__LISTING__
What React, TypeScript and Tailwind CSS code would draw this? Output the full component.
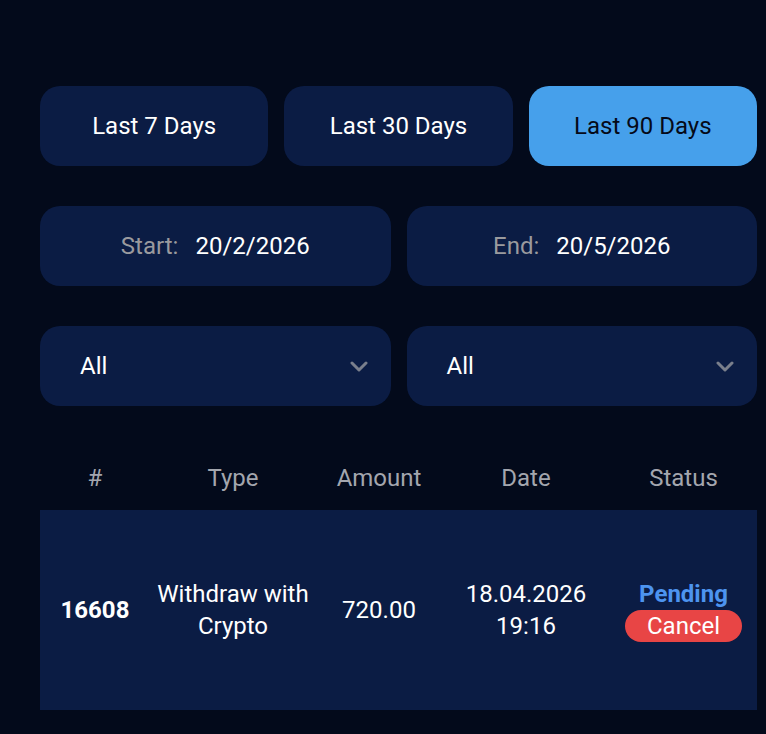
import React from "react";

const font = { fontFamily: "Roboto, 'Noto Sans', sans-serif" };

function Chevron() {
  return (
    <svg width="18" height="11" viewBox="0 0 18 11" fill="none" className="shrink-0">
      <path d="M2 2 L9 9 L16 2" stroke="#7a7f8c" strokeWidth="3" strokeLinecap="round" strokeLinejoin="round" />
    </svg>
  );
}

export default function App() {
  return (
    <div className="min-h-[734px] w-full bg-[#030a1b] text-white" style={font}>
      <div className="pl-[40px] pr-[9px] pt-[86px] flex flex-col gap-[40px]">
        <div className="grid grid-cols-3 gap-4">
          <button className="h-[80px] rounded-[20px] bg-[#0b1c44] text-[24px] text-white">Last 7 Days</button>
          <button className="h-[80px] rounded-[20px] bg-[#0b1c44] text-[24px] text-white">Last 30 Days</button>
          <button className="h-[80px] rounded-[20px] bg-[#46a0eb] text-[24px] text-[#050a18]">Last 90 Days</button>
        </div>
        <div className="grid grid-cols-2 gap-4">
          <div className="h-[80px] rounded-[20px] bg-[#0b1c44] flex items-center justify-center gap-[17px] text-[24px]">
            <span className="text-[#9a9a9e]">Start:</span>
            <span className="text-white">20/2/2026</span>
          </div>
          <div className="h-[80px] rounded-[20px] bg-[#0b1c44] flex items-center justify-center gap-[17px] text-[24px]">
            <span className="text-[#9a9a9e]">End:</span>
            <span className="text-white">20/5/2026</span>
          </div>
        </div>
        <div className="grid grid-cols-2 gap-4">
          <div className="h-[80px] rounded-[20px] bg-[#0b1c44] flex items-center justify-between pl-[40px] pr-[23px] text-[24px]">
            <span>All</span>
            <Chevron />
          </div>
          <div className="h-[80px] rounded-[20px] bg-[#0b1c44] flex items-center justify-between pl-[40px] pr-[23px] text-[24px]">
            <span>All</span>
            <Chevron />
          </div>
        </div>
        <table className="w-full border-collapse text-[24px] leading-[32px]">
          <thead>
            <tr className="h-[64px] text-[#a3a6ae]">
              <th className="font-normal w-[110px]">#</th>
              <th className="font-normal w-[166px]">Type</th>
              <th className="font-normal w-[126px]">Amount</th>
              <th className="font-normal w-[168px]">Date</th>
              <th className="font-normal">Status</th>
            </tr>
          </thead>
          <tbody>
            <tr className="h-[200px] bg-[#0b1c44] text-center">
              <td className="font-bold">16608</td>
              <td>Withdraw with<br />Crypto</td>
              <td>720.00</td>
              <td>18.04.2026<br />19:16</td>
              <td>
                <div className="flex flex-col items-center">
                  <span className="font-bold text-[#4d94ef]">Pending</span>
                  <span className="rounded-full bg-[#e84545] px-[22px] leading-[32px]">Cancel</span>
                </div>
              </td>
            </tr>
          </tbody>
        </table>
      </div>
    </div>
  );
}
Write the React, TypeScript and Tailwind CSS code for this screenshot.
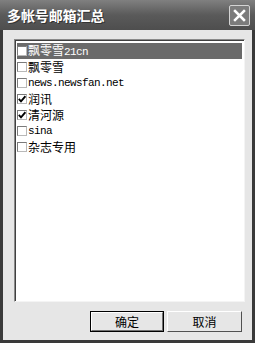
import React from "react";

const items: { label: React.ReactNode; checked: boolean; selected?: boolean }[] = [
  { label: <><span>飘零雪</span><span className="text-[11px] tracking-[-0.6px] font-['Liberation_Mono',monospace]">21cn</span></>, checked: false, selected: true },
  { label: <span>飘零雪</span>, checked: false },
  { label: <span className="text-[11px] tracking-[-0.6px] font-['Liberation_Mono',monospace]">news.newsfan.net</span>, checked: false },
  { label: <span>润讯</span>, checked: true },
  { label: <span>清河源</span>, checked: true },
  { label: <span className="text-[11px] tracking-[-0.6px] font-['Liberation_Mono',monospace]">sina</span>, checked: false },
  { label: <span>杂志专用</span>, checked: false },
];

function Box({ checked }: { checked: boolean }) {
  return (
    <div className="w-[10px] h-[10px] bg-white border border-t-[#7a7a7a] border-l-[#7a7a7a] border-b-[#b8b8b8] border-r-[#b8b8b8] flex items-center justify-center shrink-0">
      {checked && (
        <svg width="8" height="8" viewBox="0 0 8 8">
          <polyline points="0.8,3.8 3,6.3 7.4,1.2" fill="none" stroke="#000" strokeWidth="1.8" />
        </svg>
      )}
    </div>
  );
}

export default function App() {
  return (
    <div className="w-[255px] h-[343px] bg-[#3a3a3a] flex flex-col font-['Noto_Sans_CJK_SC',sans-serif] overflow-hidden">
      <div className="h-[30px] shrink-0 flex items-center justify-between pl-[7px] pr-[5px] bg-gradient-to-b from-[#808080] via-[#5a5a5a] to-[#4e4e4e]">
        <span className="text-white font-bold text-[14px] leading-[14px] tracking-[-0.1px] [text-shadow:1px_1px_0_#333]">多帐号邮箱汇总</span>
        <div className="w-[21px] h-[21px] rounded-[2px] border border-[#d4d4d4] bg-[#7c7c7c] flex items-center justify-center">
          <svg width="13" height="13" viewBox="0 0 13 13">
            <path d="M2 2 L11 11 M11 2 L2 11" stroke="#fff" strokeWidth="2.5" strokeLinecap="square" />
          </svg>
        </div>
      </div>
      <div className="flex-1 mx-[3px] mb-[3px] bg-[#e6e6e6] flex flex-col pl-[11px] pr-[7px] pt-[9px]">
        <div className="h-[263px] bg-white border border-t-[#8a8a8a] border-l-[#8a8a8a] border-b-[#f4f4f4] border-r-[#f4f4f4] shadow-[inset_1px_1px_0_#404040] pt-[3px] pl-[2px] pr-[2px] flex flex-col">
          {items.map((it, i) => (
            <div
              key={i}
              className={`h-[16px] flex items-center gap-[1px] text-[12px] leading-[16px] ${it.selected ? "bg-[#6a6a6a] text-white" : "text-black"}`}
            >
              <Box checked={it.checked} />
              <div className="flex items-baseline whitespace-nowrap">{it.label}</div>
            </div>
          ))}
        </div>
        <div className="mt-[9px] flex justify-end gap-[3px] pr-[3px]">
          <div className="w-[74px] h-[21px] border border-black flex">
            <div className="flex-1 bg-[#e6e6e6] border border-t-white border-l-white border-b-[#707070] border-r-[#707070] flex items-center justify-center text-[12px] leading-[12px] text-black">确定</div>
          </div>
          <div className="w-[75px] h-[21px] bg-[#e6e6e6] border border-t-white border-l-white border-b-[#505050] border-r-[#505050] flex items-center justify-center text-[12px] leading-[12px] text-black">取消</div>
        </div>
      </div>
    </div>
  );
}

__OBJECTIVE__
Each line of the data is to be duplicated exactly; pictures stay out of the copy.

__RESULT OF THE EXERCISE__
What React, TypeScript and Tailwind CSS code would draw this? Output the full component.
import React from "react";

const font = { fontFamily: "Roboto, 'Noto Sans', sans-serif" };

function Chevron() {
  return (
    <svg width="18" height="11" viewBox="0 0 18 11" fill="none" className="shrink-0">
      <path d="M2 2 L9 9 L16 2" stroke="#7a7f8c" strokeWidth="3" strokeLinecap="round" strokeLinejoin="round" />
    </svg>
  );
}

export default function App() {
  return (
    <div className="min-h-[734px] w-full bg-[#030a1b] text-white" style={font}>
      <div className="pl-[40px] pr-[9px] pt-[86px] flex flex-col gap-[40px]">
        <div className="grid grid-cols-3 gap-4">
          <button className="h-[80px] rounded-[20px] bg-[#0b1c44] text-[24px] text-white">Last 7 Days</button>
          <button className="h-[80px] rounded-[20px] bg-[#0b1c44] text-[24px] text-white">Last 30 Days</button>
          <button className="h-[80px] rounded-[20px] bg-[#46a0eb] text-[24px] text-[#050a18]">Last 90 Days</button>
        </div>
        <div className="grid grid-cols-2 gap-4">
          <div className="h-[80px] rounded-[20px] bg-[#0b1c44] flex items-center justify-center gap-[17px] text-[24px]">
            <span className="text-[#9a9a9e]">Start:</span>
            <span className="text-white">20/2/2026</span>
          </div>
          <div className="h-[80px] rounded-[20px] bg-[#0b1c44] flex items-center justify-center gap-[17px] text-[24px]">
            <span className="text-[#9a9a9e]">End:</span>
            <span className="text-white">20/5/2026</span>
          </div>
        </div>
        <div className="grid grid-cols-2 gap-4">
          <div className="h-[80px] rounded-[20px] bg-[#0b1c44] flex items-center justify-between pl-[40px] pr-[23px] text-[24px]">
            <span>All</span>
            <Chevron />
          </div>
          <div className="h-[80px] rounded-[20px] bg-[#0b1c44] flex items-center justify-between pl-[40px] pr-[23px] text-[24px]">
            <span>All</span>
            <Chevron />
          </div>
        </div>
        <table className="w-full border-collapse text-[24px] leading-[32px]">
          <thead>
            <tr className="h-[64px] text-[#a3a6ae]">
              <th className="font-normal w-[110px]">#</th>
              <th className="font-normal w-[166px]">Type</th>
              <th className="font-normal w-[126px]">Amount</th>
              <th className="font-normal w-[168px]">Date</th>
              <th className="font-normal">Status</th>
            </tr>
          </thead>
          <tbody>
            <tr className="h-[200px] bg-[#0b1c44] text-center">
              <td className="font-bold">16608</td>
              <td>Withdraw with<br />Crypto</td>
              <td>720.00</td>
              <td>18.04.2026<br />19:16</td>
              <td>
                <div className="flex flex-col items-center">
                  <span className="font-bold text-[#4d94ef]">Pending</span>
                  <span className="rounded-full bg-[#e84545] px-[22px] leading-[32px]">Cancel</span>
                </div>
              </td>
            </tr>
          </tbody>
        </table>
      </div>
    </div>
  );
}
Write the React, TypeScript and Tailwind CSS code for this screenshot.
import React from "react";

const items: { label: React.ReactNode; checked: boolean; selected?: boolean }[] = [
  { label: <><span>飘零雪</span><span className="text-[11px] tracking-[-0.6px] font-['Liberation_Mono',monospace]">21cn</span></>, checked: false, selected: true },
  { label: <span>飘零雪</span>, checked: false },
  { label: <span className="text-[11px] tracking-[-0.6px] font-['Liberation_Mono',monospace]">news.newsfan.net</span>, checked: false },
  { label: <span>润讯</span>, checked: true },
  { label: <span>清河源</span>, checked: true },
  { label: <span className="text-[11px] tracking-[-0.6px] font-['Liberation_Mono',monospace]">sina</span>, checked: false },
  { label: <span>杂志专用</span>, checked: false },
];

function Box({ checked }: { checked: boolean }) {
  return (
    <div className="w-[10px] h-[10px] bg-white border border-t-[#7a7a7a] border-l-[#7a7a7a] border-b-[#b8b8b8] border-r-[#b8b8b8] flex items-center justify-center shrink-0">
      {checked && (
        <svg width="8" height="8" viewBox="0 0 8 8">
          <polyline points="0.8,3.8 3,6.3 7.4,1.2" fill="none" stroke="#000" strokeWidth="1.8" />
        </svg>
      )}
    </div>
  );
}

export default function App() {
  return (
    <div className="w-[255px] h-[343px] bg-[#3a3a3a] flex flex-col font-['Noto_Sans_CJK_SC',sans-serif] overflow-hidden">
      <div className="h-[30px] shrink-0 flex items-center justify-between pl-[7px] pr-[5px] bg-gradient-to-b from-[#808080] via-[#5a5a5a] to-[#4e4e4e]">
        <span className="text-white font-bold text-[14px] leading-[14px] tracking-[-0.1px] [text-shadow:1px_1px_0_#333]">多帐号邮箱汇总</span>
        <div className="w-[21px] h-[21px] rounded-[2px] border border-[#d4d4d4] bg-[#7c7c7c] flex items-center justify-center">
          <svg width="13" height="13" viewBox="0 0 13 13">
            <path d="M2 2 L11 11 M11 2 L2 11" stroke="#fff" strokeWidth="2.5" strokeLinecap="square" />
          </svg>
        </div>
      </div>
      <div className="flex-1 mx-[3px] mb-[3px] bg-[#e6e6e6] flex flex-col pl-[11px] pr-[7px] pt-[9px]">
        <div className="h-[263px] bg-white border border-t-[#8a8a8a] border-l-[#8a8a8a] border-b-[#f4f4f4] border-r-[#f4f4f4] shadow-[inset_1px_1px_0_#404040] pt-[3px] pl-[2px] pr-[2px] flex flex-col">
          {items.map((it, i) => (
            <div
              key={i}
              className={`h-[16px] flex items-center gap-[1px] text-[12px] leading-[16px] ${it.selected ? "bg-[#6a6a6a] text-white" : "text-black"}`}
            >
              <Box checked={it.checked} />
              <div className="flex items-baseline whitespace-nowrap">{it.label}</div>
            </div>
          ))}
        </div>
        <div className="mt-[9px] flex justify-end gap-[3px] pr-[3px]">
          <div className="w-[74px] h-[21px] border border-black flex">
            <div className="flex-1 bg-[#e6e6e6] border border-t-white border-l-white border-b-[#707070] border-r-[#707070] flex items-center justify-center text-[12px] leading-[12px] text-black">确定</div>
          </div>
          <div className="w-[75px] h-[21px] bg-[#e6e6e6] border border-t-white border-l-white border-b-[#505050] border-r-[#505050] flex items-center justify-center text-[12px] leading-[12px] text-black">取消</div>
        </div>
      </div>
    </div>
  );
}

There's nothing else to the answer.